Friday, December 16, 2005

Hwang trying to put his shoe back on...

. . . but he may not even fill his own shoes anymore.

My wife, who is Korean, watched today's news conference and listened to both Hwang Woo-suk and Roh Sung-il speak about the stem-cell controversy.

Reuters, in an article by Cheon Jong-woo and Kim So-young, "S[outh] Korean scientist says has proof made stem cells" (December 16, 2005), presents a summary of Hwang's remarks but not of Roh's. Here's a sample:
A South Korean scientist whose work is under intense scrutiny hit back at his accusers on Friday, saying he had proof his team had made patient-tailored stem cells this year and he would produce the evidence soon.

Hwang Woo-suk told a televised news conference at Seoul National University five frozen stem cells were in the process of being thawed for analysis. He expected results in 10 days.

"Our six research members made 11 stem cells and all confirmed this," Hwang said at the packed briefing in a lecture hall. "We six researchers have no doubt."
My wife thinks that Hwang is lying.

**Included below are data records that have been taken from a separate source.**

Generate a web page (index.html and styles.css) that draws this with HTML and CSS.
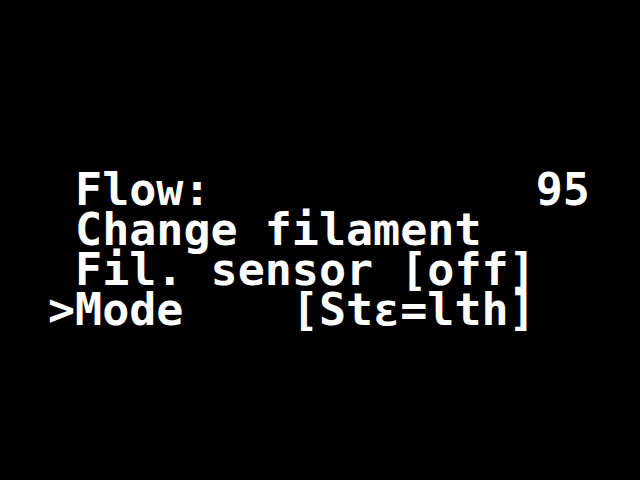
FILE: index.html
```html
<!DOCTYPE html>
<html>
<head>
<meta charset="utf-8">
<link rel="stylesheet" href="styles.css">
</head>
<body>
<div class="lcd">
<div class="row"> Flow:            95</div>
<div class="row"> Change filament</div>
<div class="row"> Fil. sensor [off]</div>
<div class="row">&gt;Mode    [Stε=lth]</div>
</div>
</body>
</html>
```
FILE: styles.css
```css
html, body {
  margin: 0;
  padding: 0;
  background: #000;
  width: 640px;
  height: 480px;
  overflow: hidden;
}
.lcd {
  padding: 170px 0 0 48px;
  color: #fff;
  font-family: "DejaVu Sans Mono", "Liberation Mono", monospace;
  font-weight: bold;
  font-size: 45px;
  line-height: 40px;
}
.row {
  white-space: pre;
  height: 40px;
}
```
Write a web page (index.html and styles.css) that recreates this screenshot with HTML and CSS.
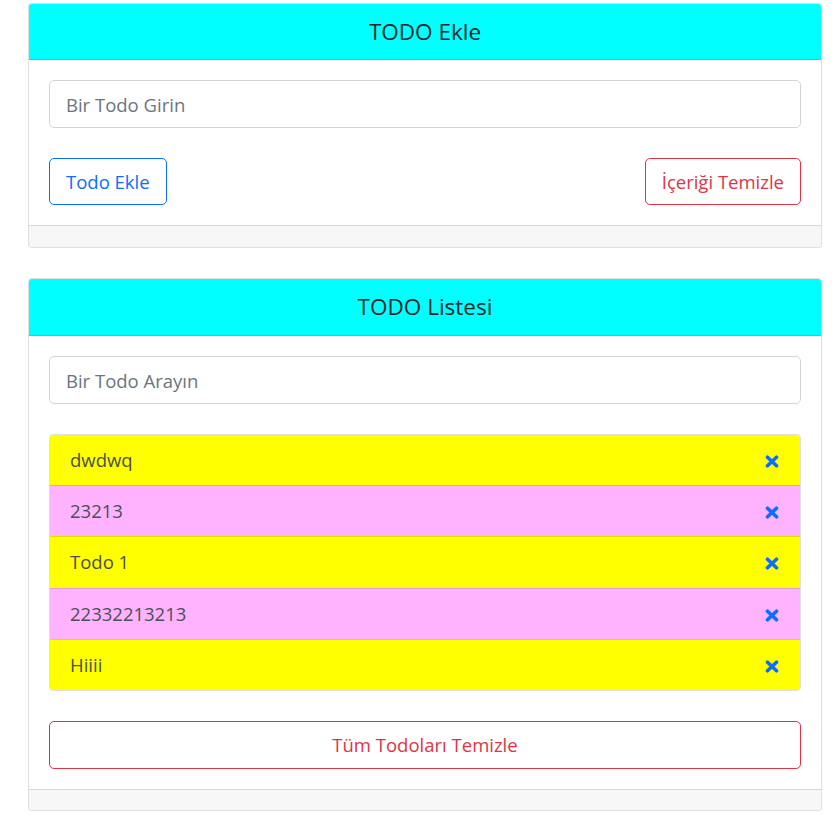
FILE: index.html
```html
<!DOCTYPE html>
<html lang="tr">
<head>
<meta charset="utf-8">
<title>TODO</title>
<link rel="stylesheet" href="styles.css">
</head>
<body>
<div class="page">
  <section class="card">
    <div class="card-header"><h4 class="card-title">TODO Ekle</h4></div>
    <div class="card-body">
      <input class="field" type="text" placeholder="Bir Todo Girin">
      <div class="actions">
        <button class="btn btn-primary">Todo Ekle</button>
        <button class="btn btn-danger">İçeriği Temizle</button>
      </div>
    </div>
    <div class="card-footer"></div>
  </section>

  <section class="card">
    <div class="card-header card-header-list"><h4 class="card-title">TODO Listesi</h4></div>
    <div class="card-body">
      <input class="field" type="text" placeholder="Bir Todo Arayın">
      <ul class="todo-list">
        <li class="todo-item yellow"><span>dwdwq</span><svg class="del" viewBox="0 0 14 13" width="14" height="13"><path d="M2.5 2.2 L11.5 10.8 M11.5 2.2 L2.5 10.8" /></svg></li>
        <li class="todo-item pink"><span>23213</span><svg class="del" viewBox="0 0 14 13" width="14" height="13"><path d="M2.5 2.2 L11.5 10.8 M11.5 2.2 L2.5 10.8" /></svg></li>
        <li class="todo-item yellow"><span>Todo 1</span><svg class="del" viewBox="0 0 14 13" width="14" height="13"><path d="M2.5 2.2 L11.5 10.8 M11.5 2.2 L2.5 10.8" /></svg></li>
        <li class="todo-item pink"><span>22332213213</span><svg class="del" viewBox="0 0 14 13" width="14" height="13"><path d="M2.5 2.2 L11.5 10.8 M11.5 2.2 L2.5 10.8" /></svg></li>
        <li class="todo-item yellow"><span>Hiiii</span><svg class="del" viewBox="0 0 14 13" width="14" height="13"><path d="M2.5 2.2 L11.5 10.8 M11.5 2.2 L2.5 10.8" /></svg></li>
      </ul>
      <button class="btn btn-danger btn-block">Tüm Todoları Temizle</button>
    </div>
    <div class="card-footer card-footer-list"></div>
  </section>
</div>
</body>
</html>
```

FILE: styles.css
```css
* { box-sizing: border-box; }
html, body {
  margin: 0;
  padding: 0;
  background: #fff;
  font-family: "Open Sans", "Noto Sans", "Liberation Sans", sans-serif;
  color: #212529;
}
.page {
  padding: 3px 0 0 28px;
  width: 822px;
}
.card {
  border: 1px solid rgba(0,0,0,.125);
  border-radius: 4px;
  background: #fff;
  overflow: hidden;
  margin-bottom: 30px;
}
.card-header {
  background: #00ffff;
  border-bottom: 1px solid rgba(0,0,0,.125);
  padding: 12px 20px;
  text-align: center;
}
.card-header-list { padding-bottom: 13px; }
.card-title {
  margin: 0;
  font-size: 22.5px;
  font-weight: 400;
  line-height: 31px;
  color: #212529;
}
.card-body {
  padding: 20px;
  display: flex;
  flex-direction: column;
  gap: 30px;
}
.card-footer {
  height: 22px;
  background: #f7f7f7;
  border-top: 1px solid rgba(0,0,0,.125);
}
.card-footer-list { height: 21px; }
.field {
  display: block;
  width: 100%;
  height: 48px;
  padding: 8px 16px;
  font-family: inherit;
  font-size: 18.5px;
  color: #495057;
  border: 1px solid #ced4da;
  border-radius: 5px;
  background: #fff;
  outline: none;
}
.field::placeholder { color: #6c757d; }
.actions {
  display: flex;
  justify-content: space-between;
}
.btn {
  font-family: inherit;
  font-size: 18.5px;
  line-height: 29px;
  padding: 8px 16px;
  background: #fff;
  border: 1px solid;
  border-radius: 5px;
  cursor: pointer;
}
.btn-primary { color: #0d6efd; border-color: #0d6efd; }
.btn-danger { color: #dc3545; border-color: #dc3545; }
.btn-block { width: 100%; height: 48px; }
.todo-list {
  list-style: none;
  margin: 0;
  padding: 0;
  border-radius: 4px;
  overflow: hidden;
  border: 1px solid rgba(0,0,0,.125);
}
.todo-item {
  display: flex;
  align-items: center;
  justify-content: space-between;
  padding: 10px 21px 10px 20px;
  height: 51.2px;
  font-size: 18.5px;
  line-height: 30px;
  color: #495057;
}
.todo-item + .todo-item { border-top: 1px solid rgba(0,0,0,.125); }
.todo-item:first-child { height: 50.2px; }
.yellow { background: #ffff00; }
.pink { background: #ffb3ff; }
.del {
  display: block;
  margin-top: 3px;
}
.del path {
  fill: none;
  stroke: #0d6efd;
  stroke-width: 3.6;
  stroke-linecap: round;
}
```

She cited Roh's presentation, which followed Hwang's and which questioned much of what Hwang claimed.

According to my wife, Roh said that he had spoken by telephone with one of Hwang's junior researchers in America, Kim Seon-jong, and had learned directly from him that Hwang had asked him to fabricate data on the article for Science. Apparently, Hwang also promised to obtain a professorship for Kim and make him a team leader in the stem-cell hub if he cooperated. Later, Hwang threatened Kim with a lawsuit if he didn't cooperate.

First a carrot, then a stick.

Roh Sung-il is the man who stood by Hwang only a few weeks ago when Hwang stated that he had not known that two of his researchers had donated ova. Roh supported Hwang's claim and stated that he himself had handled that 'donation' and had told Hwang nothing.

Now, Roh no longer supports Hwang.

While one can reasonably doubt either man, my wife found Roh more persuasive because he spoke at length and answered many questions in great detail, whereas Hwang spoke only briefly and very generally, making imprecise claims and offering uncertain promises, but providing no hard evidence, claiming that most of it had been lost.

As one local wit, Sperwer, put it, Hwang's cloned dog "Snuppy" must have eaten the 'homework.'

We may yet have some time to wait for that second shoe to drop, but when it does, I suspect that Hwang will find himself, not Snuppy, in the doghouse.